Zimring FE. Ann. N. Y. Acad. Sci. 2004; 1036: 290-299.

Affiliation

University of California at Berkely, School of Law, 383 Boalt Hall, Berkeley, CA 94720, USA. zimring@law.berkeley.edu.

Copyright

(Copyright © 2004, John Wiley and Sons)

DOI

10.1196/annals.1330.010

PMID

15817745

Abstract

The purpose of this paper is to derive lessons about high-lethality adolescent violence from study of the extraordinary increase, and then decrease, in youth homicide arrests over the period 1985-2001 in the United States. This effort continues a long tradition of exploring the possible causes of shifts in homicide rates by examining patterns of violence to see whether there are important changes in types of violence.

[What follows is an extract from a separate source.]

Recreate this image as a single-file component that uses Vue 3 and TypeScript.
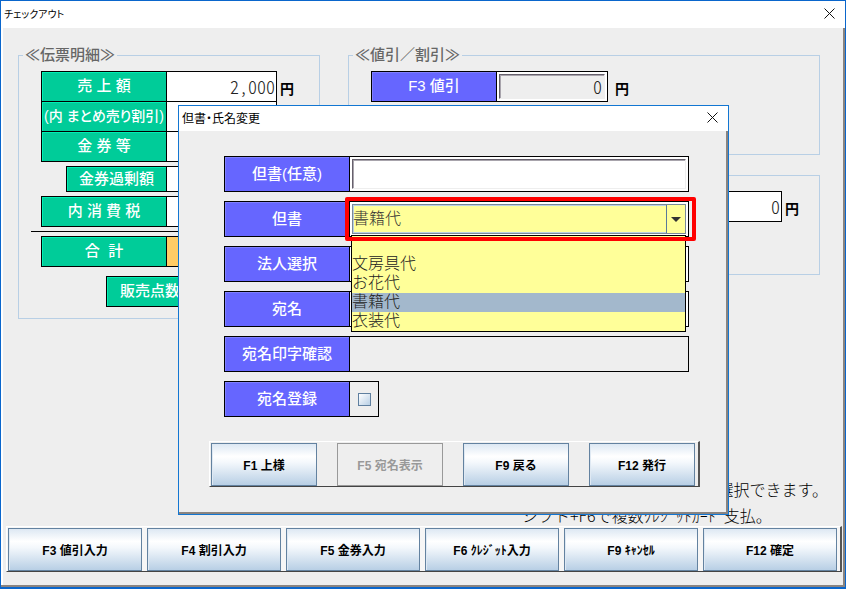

The first section of the paper discusses two dimensions of criminal youth violence over the whole range of reported offenses. The second section shows that one subset of attacks-firearms cases-accounts for the major changes in youth homicide when it increased from 1985-1993 and during the years of decrease, 1994-2001. A third section explores the linkage between rates of adolescent homicide in various cultures and the relative rate of homicide among all ages. My central conclusion is that high-lethality violence among youth is not representative of the fighting and group assaults that are relatively frequent among adolescents. Instead, the attacks that often lead to death differ with respect to the use of weapons and, to some extent, geography. But there is usually a strong relationship between homicide rates for all ages and youth homicide rates in a particular location.